McClanahan is currently dazzling audiences with all she learned from Hagen — as well as her own extraordinary five decades in show business — succeeding Carole Shelley in the role of Wicked's Madame Morrible, the headmistress of Shiz University, where the two witches — the misunderstood, green-faced Elphaba and the golden-locked Glinda — first meet. McClanahan says she has been allowed to develop her own portrayal of Morrible, a woman whose initial behavior belies the evil nature of her character. "She starts out so likable and apparently trustworthy and good, and then by the end she's an absolute daughter of Satan and gets dragged off to prison. She goes crazy — she has always been a little crazy, but she covers it up because she wants power. She's power mad. . . and is the brains behind everything." McClanahan admits she's unable to choose a favorite Morrible moment. "I have 12 scenes, and I love them all. This whole experience is just a little piece of heaven." She has especially high praise for her co-stars, Ben Vereen (as the Wizard), Shoshana Bean (as Elphaba) and Megan Hilty (as Glinda). "Those glorious voices those girls have," McClanahan raves. "And Ben is an absolute darling, just a darling to get along with. And his performance is superb. So I just feel this is an awfully good job."

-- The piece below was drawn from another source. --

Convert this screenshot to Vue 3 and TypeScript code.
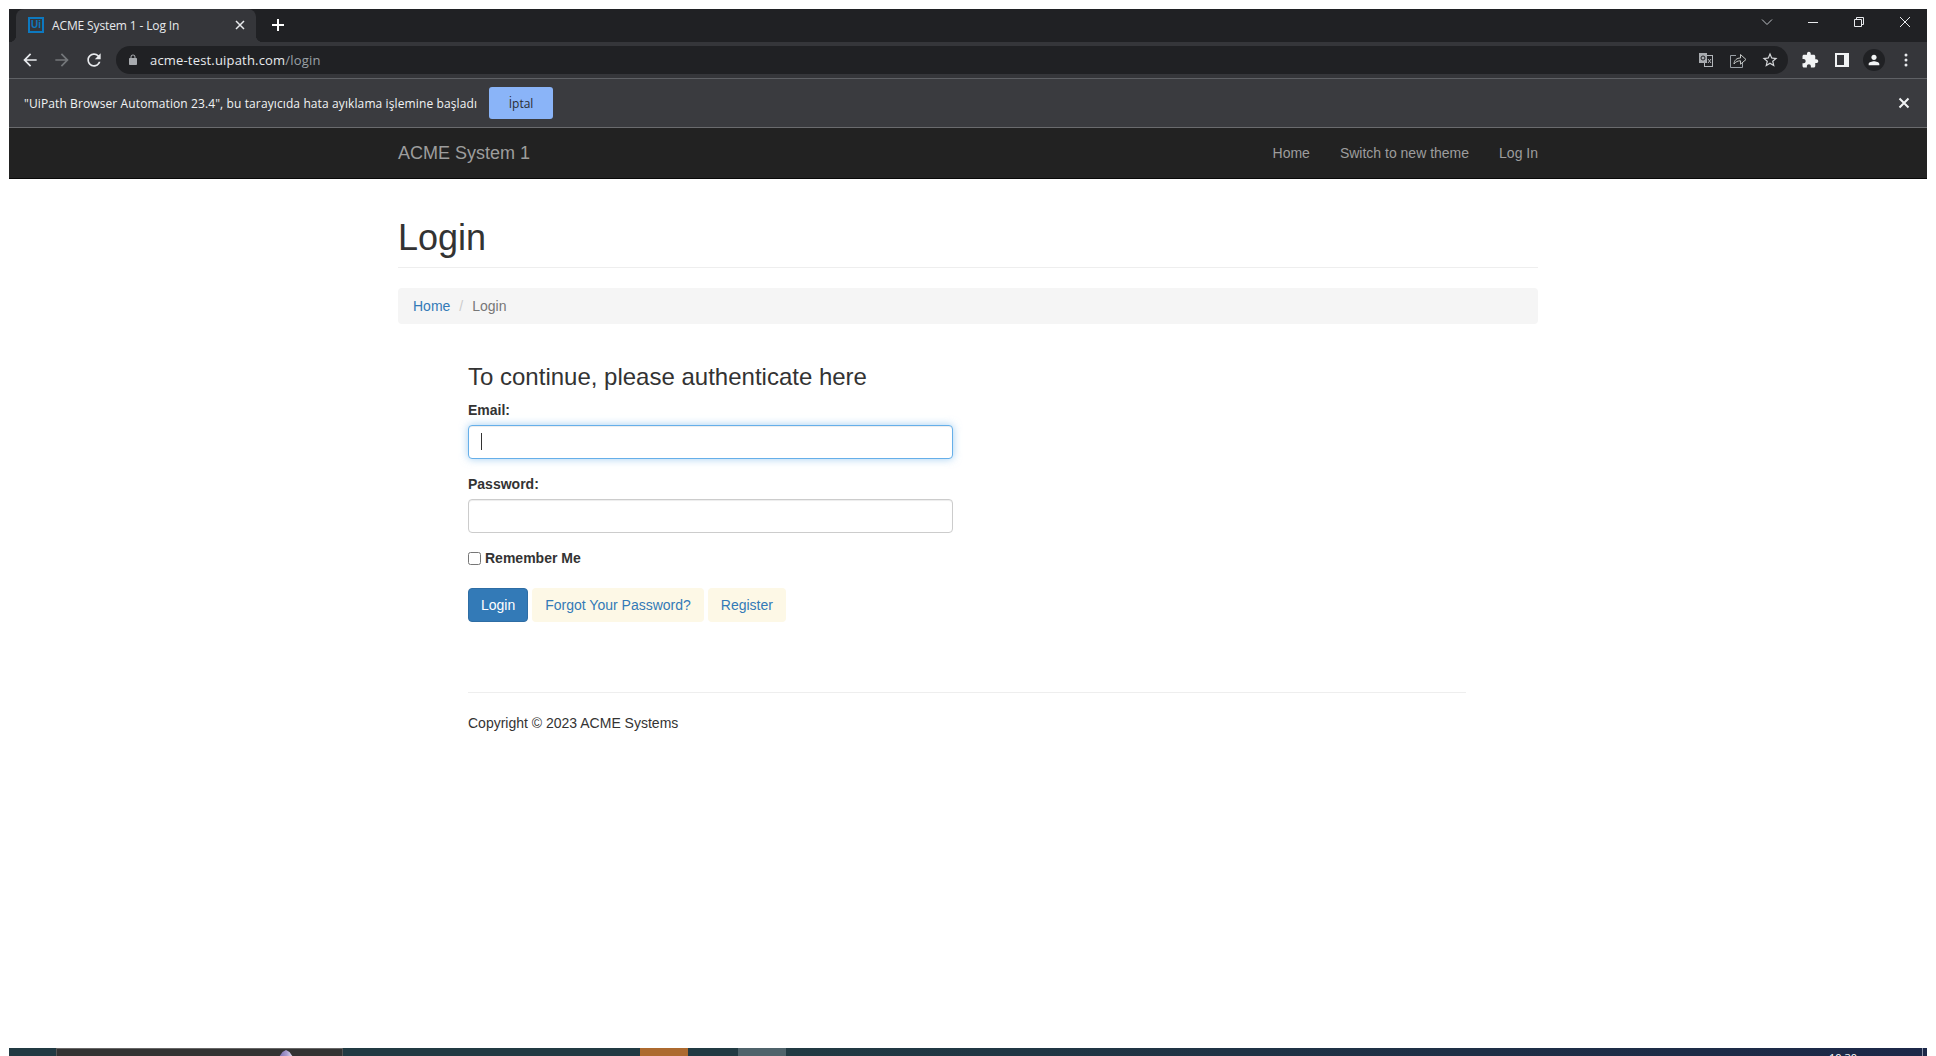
<script setup lang="ts">
const navLinks = ['Home', 'Switch to new theme', 'Log In']
</script>

<template>
  <div class="screen">
    <div class="browser">
      <div class="tab-strip">
        <div class="tab">
          <span class="favicon">Ui</span>
          <span class="tab-title">ACME System 1 - Log In</span>
          <svg class="tab-close" width="16" height="16" viewBox="0 0 16 16">
            <path d="M4 4l8 8M12 4l-8 8" stroke="#e8eaed" stroke-width="1.5" fill="none" />
          </svg>
        </div>
        <svg class="new-tab" width="16" height="16" viewBox="0 0 16 16">
          <path d="M8 2v12M2 8h12" stroke="#fff" stroke-width="2" fill="none" />
        </svg>
        <div class="window-controls">
          <span class="win-btn">
            <svg width="12" height="12" viewBox="0 0 12 12">
              <path d="M1 3.5l5 5 5-5" stroke="#bdc1c6" fill="none" />
            </svg>
          </span>
          <span class="win-btn">
            <svg width="12" height="12" viewBox="0 0 12 12">
              <path d="M1 6.5h10" stroke="#e8eaed" fill="none" />
            </svg>
          </span>
          <span class="win-btn">
            <svg width="12" height="12" viewBox="0 0 12 12">
              <path d="M1.5 3.5h7v7h-7zM3.5 3.5v-2h7v7h-2" stroke="#e8eaed" fill="none" />
            </svg>
          </span>
          <span class="win-btn">
            <svg width="12" height="12" viewBox="0 0 12 12">
              <path d="M1 1l10 10M11 1L1 11" stroke="#e8eaed" fill="none" />
            </svg>
          </span>
        </div>
      </div>

      <div class="toolbar">
        <span class="tool">
          <svg width="20" height="20" viewBox="0 0 24 24">
            <path fill="#e8eaed" d="M20 11H7.83l5.59-5.59L12 4l-8 8 8 8 1.41-1.41L7.83 13H20v-2z" />
          </svg>
        </span>
        <span class="tool">
          <svg width="20" height="20" viewBox="0 0 24 24">
            <path fill="#74777a" d="M4 11h12.17l-5.59-5.59L12 4l8 8-8 8-1.41-1.41L16.17 13H4v-2z" />
          </svg>
        </span>
        <span class="tool">
          <svg width="20" height="20" viewBox="0 0 24 24">
            <path
              fill="#e8eaed"
              d="M17.65 6.35C16.2 4.9 14.21 4 12 4c-4.42 0-7.99 3.58-7.99 8s3.57 8 7.99 8c3.73 0 6.84-2.55 7.73-6h-2.08c-.82 2.33-3.04 4-5.65 4-3.31 0-6-2.69-6-6s2.69-6 6-6c1.66 0 3.14.69 4.22 1.78L13 11h7V4l-2.35 2.35z"
            />
          </svg>
        </span>
        <div class="omnibox">
          <svg class="lock" width="12" height="12" viewBox="0 0 24 24">
            <path
              fill="#a8abaf"
              d="M18 8h-1V6c0-2.76-2.24-5-5-5S7 3.24 7 6v2H6c-1.1 0-2 .9-2 2v10c0 1.1.9 2 2 2h12c1.1 0 2-.9 2-2V10c0-1.1-.9-2-2-2zM9 6c0-1.66 1.34-3 3-3s3 1.34 3 3v2H9V6z"
            />
          </svg>
          <span class="url">acme-test.uipath.com<span class="url-path">/login</span></span>
          <span class="tool push">
            <svg width="16" height="16" viewBox="0 0 16 16">
              <rect x="6.5" y="3.5" width="8" height="11" fill="none" stroke="#b4b7bb" />
              <rect x="1" y="1" width="8" height="10" fill="#a8abaf" />
              <circle cx="5" cy="6" r="2" fill="none" stroke="#202124" />
              <path d="M10 7l3 4M13 7l-3 4" stroke="#b4b7bb" fill="none" />
            </svg>
          </span>
          <span class="tool">
            <svg width="18" height="18" viewBox="0 0 18 18">
              <path d="M7 4.5H1.5v12h12V11" stroke="#9aa0a6" fill="none" />
              <path d="M5 13c.3-4 2.8-6 6.5-6V3.5l5.500 5-5.500 4.700V9.800c-2.700 0-4.800.9-6.500 3.200z" stroke="#c4c7c5" fill="none" />
            </svg>
          </span>
          <span class="tool">
            <svg width="18" height="18" viewBox="0 0 24 24">
              <path
                fill="#d5d7da"
                d="M22 9.24l-7.19-.62L12 2 9.190 8.630 2 9.240l5.460 4.730L5.820 21 12 17.270 18.180 21l-1.630-7.030L22 9.240zM12 15.400l-3.760 2.270 1-4.280-3.320-2.880 4.380-.38L12 6.100l1.710 4.040 4.380.38-3.320 2.880 1 4.280L12 15.400z"
              />
            </svg>
          </span>
        </div>
        <span class="tool">
          <svg width="18" height="18" viewBox="0 0 24 24">
            <path
              fill="#f1f3f4"
              d="M20.5 11H19V7c0-1.1-.9-2-2-2h-4V3.5C13 2.12 11.88 1 10.5 1S8 2.12 8 3.5V5H4c-1.1 0-1.99.9-1.99 2v3.8H3.5c1.49 0 2.7 1.21 2.7 2.7s-1.21 2.7-2.7 2.7H2V20c0 1.1.9 2 2 2h3.8v-1.5c0-1.49 1.21-2.7 2.7-2.7 1.49 0 2.7 1.21 2.7 2.7V22H17c1.1 0 2-.9 2-2v-4h1.5c1.38 0 2.5-1.12 2.5-2.5S21.88 11 20.5 11z"
            />
          </svg>
        </span>
        <span class="tool">
          <svg width="14" height="14" viewBox="0 0 14 14">
            <path fill="#f1f3f4" fill-rule="evenodd" d="M0 0h14v14H0zM2 2v10h7V2z" />
          </svg>
        </span>
        <span class="tool">
          <span class="avatar">
            <svg width="16" height="16" viewBox="0 0 24 24">
              <path
                fill="#f1f3f4"
                d="M12 12c2.21 0 4-1.79 4-4s-1.79-4-4-4-4 1.79-4 4 1.79 4 4 4zm0 2c-2.67 0-8 1.34-8 4v2h16v-2c0-2.66-5.33-4-8-4z"
              />
            </svg>
          </span>
        </span>
        <span class="tool">
          <svg width="4" height="14" viewBox="0 0 4 14">
            <circle cx="2" cy="2" r="1.5" fill="#e8eaed" />
            <circle cx="2" cy="7" r="1.5" fill="#e8eaed" />
            <circle cx="2" cy="12" r="1.5" fill="#e8eaed" />
          </svg>
        </span>
      </div>

      <div class="infobar">
        <span class="info-text">"UiPath Browser Automation 23.4", bu tarayıcıda hata ayıklama işlemine başladı</span>
        <button class="cancel">İptal</button>
        <svg class="info-close" width="12" height="12" viewBox="0 0 12 12">
          <path d="M1.5 1.5l9 9M10.5 1.5l-9 9" stroke="#f1f3f4" stroke-width="2" fill="none" />
        </svg>
      </div>

      <nav class="navbar">
        <div class="container nav-inner">
          <a class="brand">ACME System 1</a>
          <ul class="nav-links">
            <li v-for="link in navLinks" :key="link">{{ link }}</li>
          </ul>
        </div>
      </nav>

      <main class="container page">
        <h1 class="page-title">Login</h1>
        <ol class="breadcrumb">
          <li class="crumb-link">Home</li>
          <li class="crumb-sep">/</li>
          <li class="crumb-current">Login</li>
        </ol>

        <section class="content">
          <form class="login-form" @submit.prevent>
            <h2 class="form-title">To continue, please authenticate here</h2>
            <div class="field">
              <label for="email">Email:</label>
              <div class="input-wrap">
                <input id="email" class="input focused" type="text" />
                <span class="caret"></span>
              </div>
            </div>
            <div class="field">
              <label for="password">Password:</label>
              <input id="password" class="input" type="password" />
            </div>
            <label class="remember">
              <input type="checkbox" />
              Remember Me
            </label>
            <div class="actions">
              <button class="btn btn-primary">Login</button>
              <a class="btn btn-soft">Forgot Your Password?</a>
              <a class="btn btn-soft">Register</a>
            </div>
          </form>
          <footer class="footer">Copyright © 2023 ACME Systems</footer>
        </section>
      </main>
    </div>

    <div class="taskbar">
      <span class="seg seg-start"></span>
      <span class="seg seg-active">
        <span class="thumb"></span>
      </span>
      <span class="seg seg-a"></span>
      <span class="seg seg-orange"></span>
      <span class="seg seg-b"></span>
      <span class="seg seg-slate"></span>
      <span class="seg seg-rest">
        <span class="clock">10:30</span>
        <span class="desk-edge"></span>
      </span>
    </div>
  </div>
</template>

<style>
html,
body {
  margin: 0;
  background: #fff;
}
</style>

<style scoped>
.screen {
  height: 1056px;
  padding: 9px 9px 0;
  box-sizing: border-box;
  display: flex;
  flex-direction: column;
  overflow: hidden;
  font-family: 'Liberation Sans', Arial, sans-serif;
  font-size: 14px;
  color: #333;
}

.browser {
  flex: 1;
  min-height: 0;
  background: #fff;
}

.tab-strip {
  height: 33px;
  background: #202124;
  display: flex;
  align-items: center;
}

.tab {
  position: relative;
  width: 240px;
  height: 33px;
  margin-left: 7px;
  box-sizing: border-box;
  padding: 0 0 1px 12px;
  background: #35363a;
  border-radius: 8px 8px 0 0;
  display: flex;
  align-items: center;
}

.tab::before,
.tab::after {
  content: '';
  position: absolute;
  bottom: 0;
  width: 7px;
  height: 7px;
}

.tab::before {
  left: -7px;
  background: radial-gradient(circle at 0 0, #202124 7px, #35363a 7.5px);
}

.tab::after {
  right: -7px;
  background: radial-gradient(circle at 100% 0, #202124 7px, #35363a 7.5px);
}

.favicon {
  width: 16px;
  height: 16px;
  box-sizing: border-box;
  border: 2px solid #0d79c0;
  color: #0d79c0;
  font: 700 10px/12px 'Liberation Sans', sans-serif;
  text-align: center;
}

.tab-title {
  margin-left: 8px;
  font: 12px 'Open Sans', sans-serif;
  letter-spacing: -0.13px;
  color: #e8eaed;
  white-space: nowrap;
}

.tab-close {
  margin-left: auto;
  margin-right: 8px;
}

.new-tab {
  margin: 0 0 2px 14px;
}

.window-controls {
  margin-left: auto;
  display: flex;
  height: 100%;
}

.win-btn {
  width: 46px;
  display: flex;
  align-items: center;
  justify-content: center;
  padding: 0 0 7px 2px;
  box-sizing: border-box;
}

.toolbar {
  height: 37px;
  box-sizing: border-box;
  padding: 0 5px;
  background: #35363a;
  border-bottom: 1px solid #5f6165;
  display: flex;
  align-items: center;
}

.tool {
  width: 32px;
  height: 28px;
  flex: none;
  display: flex;
  align-items: center;
  justify-content: center;
}

.omnibox {
  flex: 1;
  height: 28px;
  margin: 0 6px;
  padding: 0 2px 0 11px;
  background: #202124;
  border-radius: 14px;
  display: flex;
  align-items: center;
}

.url {
  margin-left: 11px;
  font: 13px 'Open Sans', sans-serif;
  letter-spacing: 0.18px;
  color: #e8eaed;
}

.url-path {
  color: #9aa0a6;
}

.push {
  margin-left: auto;
}

.avatar {
  width: 22px;
  height: 22px;
  border-radius: 50%;
  background: #202124;
  display: flex;
  align-items: center;
  justify-content: center;
}

.infobar {
  height: 49px;
  box-sizing: border-box;
  padding: 0 17px 0 15px;
  background: #3a3b3f;
  border-bottom: 1px solid #6a6b6e;
  display: flex;
  align-items: center;
}

.info-text {
  font: 12px 'Open Sans', sans-serif;
  letter-spacing: 0.11px;
  color: #f1f3f4;
  white-space: nowrap;
}

.cancel {
  width: 64px;
  height: 32px;
  margin-left: 12px;
  padding: 0;
  border: 0;
  border-radius: 3px;
  background: #8ab4f8;
  color: #2a2d33;
  font: 500 12px 'Open Sans', sans-serif;
}

.info-close {
  margin-left: auto;
}

.navbar {
  height: 51px;
  box-sizing: border-box;
  background: #222;
  border-bottom: 1px solid #080808;
}

.container {
  width: 1140px;
  margin: 0 auto;
}

.nav-inner {
  height: 50px;
  display: flex;
  align-items: center;
  justify-content: space-between;
}

.brand {
  font-size: 18px;
  color: #9d9d9d;
}

.nav-links {
  margin: 0;
  padding: 0;
  list-style: none;
  display: flex;
  gap: 30px;
  color: #9d9d9d;
}

.page-title {
  margin: 39px 0 20px;
  padding-bottom: 9px;
  border-bottom: 1px solid #eee;
  font-size: 36px;
  font-weight: 500;
  line-height: 40px;
}

.breadcrumb {
  margin: 0 0 20px;
  padding: 8px 15px;
  list-style: none;
  display: flex;
  background: #f5f5f5;
  border-radius: 4px;
  line-height: 20px;
}

.crumb-link {
  color: #337ab7;
}

.crumb-sep {
  padding: 0 9px;
  color: #ccc;
}

.crumb-current {
  color: #777;
}

.content {
  margin-left: 70px;
  width: 998px;
}

.login-form {
  width: 485px;
  padding-top: 20px;
}

.form-title {
  margin: 0 0 10px;
  font-size: 24px;
  font-weight: 500;
  line-height: 26px;
}

.field {
  margin-bottom: 15px;
}

label {
  display: block;
  margin-bottom: 5px;
  font-weight: 700;
  line-height: 20px;
}

.input-wrap {
  position: relative;
}

.input {
  display: block;
  width: 100%;
  height: 34px;
  box-sizing: border-box;
  padding: 6px 12px;
  border: 1px solid #ccc;
  border-radius: 4px;
  outline: 0;
  box-shadow: inset 0 1px 1px rgba(0, 0, 0, 0.075);
}

.focused {
  border-color: #66afe9;
  box-shadow:
    inset 0 1px 1px rgba(0, 0, 0, 0.075),
    0 0 8px rgba(102, 175, 233, 0.6);
}

.caret {
  position: absolute;
  left: 13px;
  top: 8px;
  width: 1px;
  height: 17px;
  background: #333;
}

.remember {
  display: flex;
  align-items: center;
  margin: 0 0 20px;
}

.remember input {
  margin: 0 4px 0 0;
}

.actions {
  display: flex;
  gap: 4px;
}

.btn {
  height: 34px;
  box-sizing: border-box;
  padding: 6px 12px;
  border: 1px solid transparent;
  border-radius: 4px;
  font-family: inherit;
  font-size: 14px;
  line-height: 20px;
}

.btn-primary {
  background: #337ab7;
  border-color: #2e6da4;
  color: #fff;
}

.btn-soft {
  background: #fdf8e6;
  color: #337ab7;
}

.footer {
  margin-top: 70px;
  padding-top: 20px;
  border-top: 1px solid #eee;
  line-height: 20px;
}

.taskbar {
  height: 8px;
  flex: none;
  display: flex;
  background: #213a43;
}

.seg {
  display: block;
  flex: none;
}

.seg-start {
  width: 47px;
}

.seg-active {
  position: relative;
  width: 287px;
  box-sizing: border-box;
  background: #333;
  border-top: 1px solid #666;
  border-left: 1px solid #555;
  border-right: 1px solid #555;
}

.thumb {
  position: absolute;
  left: 222px;
  top: 1px;
  width: 14px;
  height: 7px;
  clip-path: polygon(50% 0, 75% 30%, 100% 100%, 0 100%, 25% 30%);
  background: linear-gradient(90deg, #7b6fb0, #a79ccf 55%, #e8e6f2);
}

.seg-a {
  width: 297px;
}

.seg-orange {
  width: 48px;
  background: #ad6a2f;
}

.seg-b {
  width: 50px;
}

.seg-slate {
  width: 48px;
  background: #4f636b;
}

.seg-rest {
  position: relative;
  flex: 1;
  overflow: hidden;
  background: linear-gradient(90deg, #213a43, #1c2848);
}

.clock {
  position: absolute;
  left: 1043px;
  top: 4px;
  color: #fff;
  font: 11px/12px 'Open Sans', sans-serif;
}

.desk-edge {
  position: absolute;
  right: 4px;
  top: 0;
  width: 1px;
  height: 8px;
  background: #8a93a8;
}
</style>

One might think eight performances a week of a big Broadway musical would be enough to keep her busy, but McClanahan also has two other projects in the works: a new musical, Cobra Island, that she's writing with composer D.J. Bradley, and her first autobiography. She has titled that upcoming tome "My First Five Husbands" and says, "I'm writing it after I get home from the show at night or between shows on matinee days. I work in long hand on a tablet in my dressing room." (For the record, McClanahan has been married to husband number six, Morrow Wilson, since 1997, and the happy couple currently reside in Manhattan with their cat, Bianca.)

Though she says she would love to star in a "brand-new play that we don't know the name of yet," McClanahan is thrilled with her current witches' brew. "I love live theatre. I'm at home here," she says. "I've come back home. It's wonderful."